Copy each line holding the string "components".

-- Material start --

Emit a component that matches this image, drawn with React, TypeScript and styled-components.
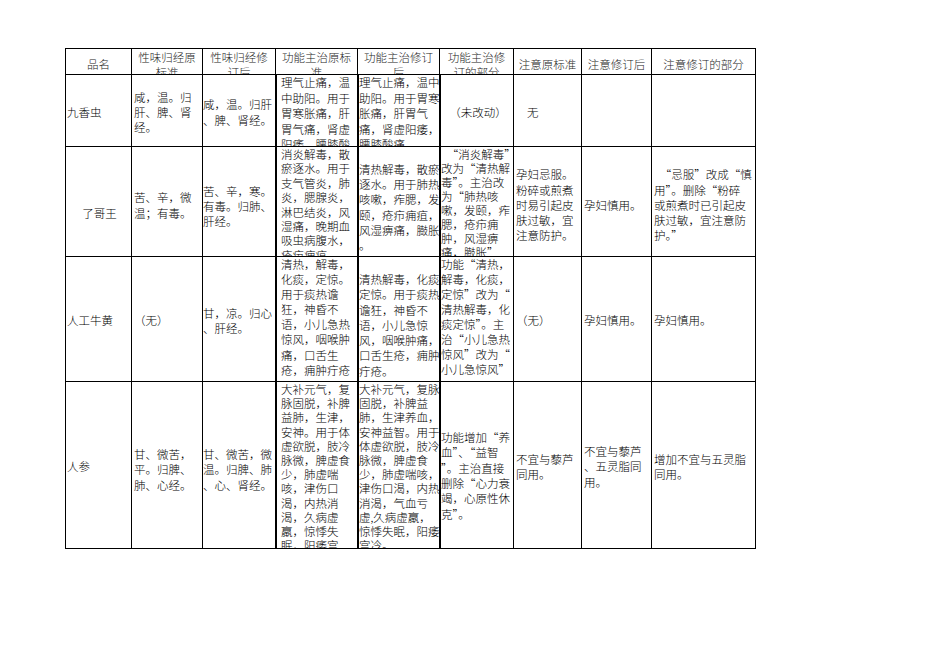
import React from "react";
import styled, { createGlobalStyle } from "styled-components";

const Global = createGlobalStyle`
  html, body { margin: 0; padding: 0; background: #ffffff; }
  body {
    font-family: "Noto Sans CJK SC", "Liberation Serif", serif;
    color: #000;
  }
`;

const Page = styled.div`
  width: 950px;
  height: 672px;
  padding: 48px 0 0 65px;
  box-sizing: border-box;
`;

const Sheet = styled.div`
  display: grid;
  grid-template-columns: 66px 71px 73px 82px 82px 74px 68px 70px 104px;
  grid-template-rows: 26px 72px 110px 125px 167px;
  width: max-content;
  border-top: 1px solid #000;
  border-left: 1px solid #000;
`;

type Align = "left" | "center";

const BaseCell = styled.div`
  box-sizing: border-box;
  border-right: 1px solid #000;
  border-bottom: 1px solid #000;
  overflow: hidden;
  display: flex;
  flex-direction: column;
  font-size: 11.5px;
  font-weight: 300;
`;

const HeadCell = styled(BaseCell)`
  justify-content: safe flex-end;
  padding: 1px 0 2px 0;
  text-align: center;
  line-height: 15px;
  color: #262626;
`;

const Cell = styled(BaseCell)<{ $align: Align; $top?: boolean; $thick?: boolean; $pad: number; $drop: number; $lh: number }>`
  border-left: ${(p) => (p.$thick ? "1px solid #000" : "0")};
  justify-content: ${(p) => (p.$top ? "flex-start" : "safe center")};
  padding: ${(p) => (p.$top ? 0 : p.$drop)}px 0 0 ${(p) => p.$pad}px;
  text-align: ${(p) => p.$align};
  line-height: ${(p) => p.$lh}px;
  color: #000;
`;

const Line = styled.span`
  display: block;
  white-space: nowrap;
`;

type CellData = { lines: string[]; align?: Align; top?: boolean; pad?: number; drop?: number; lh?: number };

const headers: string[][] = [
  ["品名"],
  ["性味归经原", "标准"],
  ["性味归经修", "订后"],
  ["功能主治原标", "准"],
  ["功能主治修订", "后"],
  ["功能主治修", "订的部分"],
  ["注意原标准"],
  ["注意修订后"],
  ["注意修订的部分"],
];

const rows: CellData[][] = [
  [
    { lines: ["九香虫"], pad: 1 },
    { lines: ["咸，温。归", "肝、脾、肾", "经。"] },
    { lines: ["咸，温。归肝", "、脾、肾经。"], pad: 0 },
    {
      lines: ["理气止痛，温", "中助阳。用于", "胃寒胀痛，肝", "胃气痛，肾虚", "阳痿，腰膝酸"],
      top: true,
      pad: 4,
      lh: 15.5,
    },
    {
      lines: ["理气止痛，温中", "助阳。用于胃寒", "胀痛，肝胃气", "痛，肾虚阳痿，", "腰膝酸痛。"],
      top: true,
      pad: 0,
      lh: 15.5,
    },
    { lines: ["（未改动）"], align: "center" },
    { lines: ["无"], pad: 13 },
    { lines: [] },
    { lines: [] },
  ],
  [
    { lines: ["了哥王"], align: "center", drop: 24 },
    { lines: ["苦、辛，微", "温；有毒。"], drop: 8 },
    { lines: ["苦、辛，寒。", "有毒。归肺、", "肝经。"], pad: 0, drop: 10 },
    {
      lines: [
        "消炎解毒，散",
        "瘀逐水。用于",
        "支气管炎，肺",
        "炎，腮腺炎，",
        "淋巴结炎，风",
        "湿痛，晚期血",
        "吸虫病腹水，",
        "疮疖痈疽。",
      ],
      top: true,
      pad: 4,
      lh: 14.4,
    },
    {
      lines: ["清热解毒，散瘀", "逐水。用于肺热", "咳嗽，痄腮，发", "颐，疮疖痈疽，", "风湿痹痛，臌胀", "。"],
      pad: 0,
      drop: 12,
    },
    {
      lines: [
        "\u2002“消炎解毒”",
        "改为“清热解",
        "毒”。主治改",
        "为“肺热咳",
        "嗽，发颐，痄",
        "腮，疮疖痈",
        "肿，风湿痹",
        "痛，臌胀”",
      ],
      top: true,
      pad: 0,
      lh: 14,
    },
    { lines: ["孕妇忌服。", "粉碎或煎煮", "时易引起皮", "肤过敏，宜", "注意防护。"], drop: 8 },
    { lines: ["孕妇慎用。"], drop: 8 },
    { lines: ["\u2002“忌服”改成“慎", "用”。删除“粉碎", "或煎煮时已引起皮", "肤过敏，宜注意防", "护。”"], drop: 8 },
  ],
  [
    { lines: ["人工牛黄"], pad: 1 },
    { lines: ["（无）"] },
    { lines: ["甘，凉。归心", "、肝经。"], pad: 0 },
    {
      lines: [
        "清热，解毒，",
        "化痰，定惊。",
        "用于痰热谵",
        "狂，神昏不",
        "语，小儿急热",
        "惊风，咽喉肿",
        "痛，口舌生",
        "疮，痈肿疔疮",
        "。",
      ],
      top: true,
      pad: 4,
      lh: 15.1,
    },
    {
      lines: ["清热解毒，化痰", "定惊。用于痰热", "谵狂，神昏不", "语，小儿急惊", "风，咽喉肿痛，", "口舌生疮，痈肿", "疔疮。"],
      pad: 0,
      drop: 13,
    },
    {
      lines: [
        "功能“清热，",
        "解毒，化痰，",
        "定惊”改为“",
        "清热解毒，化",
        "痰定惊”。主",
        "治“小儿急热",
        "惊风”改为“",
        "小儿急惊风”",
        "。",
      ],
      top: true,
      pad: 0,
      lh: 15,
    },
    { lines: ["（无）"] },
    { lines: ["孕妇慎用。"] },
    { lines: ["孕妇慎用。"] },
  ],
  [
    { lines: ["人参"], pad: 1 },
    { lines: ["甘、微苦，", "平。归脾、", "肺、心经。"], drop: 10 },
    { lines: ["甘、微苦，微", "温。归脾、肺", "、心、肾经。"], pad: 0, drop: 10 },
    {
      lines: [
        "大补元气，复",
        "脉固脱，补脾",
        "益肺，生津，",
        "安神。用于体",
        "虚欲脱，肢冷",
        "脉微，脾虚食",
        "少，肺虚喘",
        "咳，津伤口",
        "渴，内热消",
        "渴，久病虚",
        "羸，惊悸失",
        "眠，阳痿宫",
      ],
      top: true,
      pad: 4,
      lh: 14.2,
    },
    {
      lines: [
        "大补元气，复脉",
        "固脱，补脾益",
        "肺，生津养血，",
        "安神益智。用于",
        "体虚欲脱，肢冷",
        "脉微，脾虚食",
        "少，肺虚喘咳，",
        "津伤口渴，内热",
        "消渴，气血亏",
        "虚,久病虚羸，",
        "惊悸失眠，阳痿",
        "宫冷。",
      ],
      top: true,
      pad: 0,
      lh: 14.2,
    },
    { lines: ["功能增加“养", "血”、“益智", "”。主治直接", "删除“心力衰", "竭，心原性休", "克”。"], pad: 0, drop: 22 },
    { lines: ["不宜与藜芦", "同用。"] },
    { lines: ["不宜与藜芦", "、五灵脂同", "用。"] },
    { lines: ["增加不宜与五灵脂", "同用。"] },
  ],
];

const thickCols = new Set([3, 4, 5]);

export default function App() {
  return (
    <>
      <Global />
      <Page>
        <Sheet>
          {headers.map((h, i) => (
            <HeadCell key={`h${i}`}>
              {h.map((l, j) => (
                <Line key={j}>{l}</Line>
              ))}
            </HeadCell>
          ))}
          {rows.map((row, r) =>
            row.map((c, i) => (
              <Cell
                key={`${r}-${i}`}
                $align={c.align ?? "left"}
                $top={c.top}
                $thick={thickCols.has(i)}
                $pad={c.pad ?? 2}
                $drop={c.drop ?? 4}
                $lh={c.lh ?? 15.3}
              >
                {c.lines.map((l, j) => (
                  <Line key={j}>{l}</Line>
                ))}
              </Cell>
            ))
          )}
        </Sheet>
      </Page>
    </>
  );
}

-- Material end --

▸ Finished exercise
Emit a component that matches this image, drawn with React, TypeScript and styled-components.
import styled, { createGlobalStyle } from "styled-components";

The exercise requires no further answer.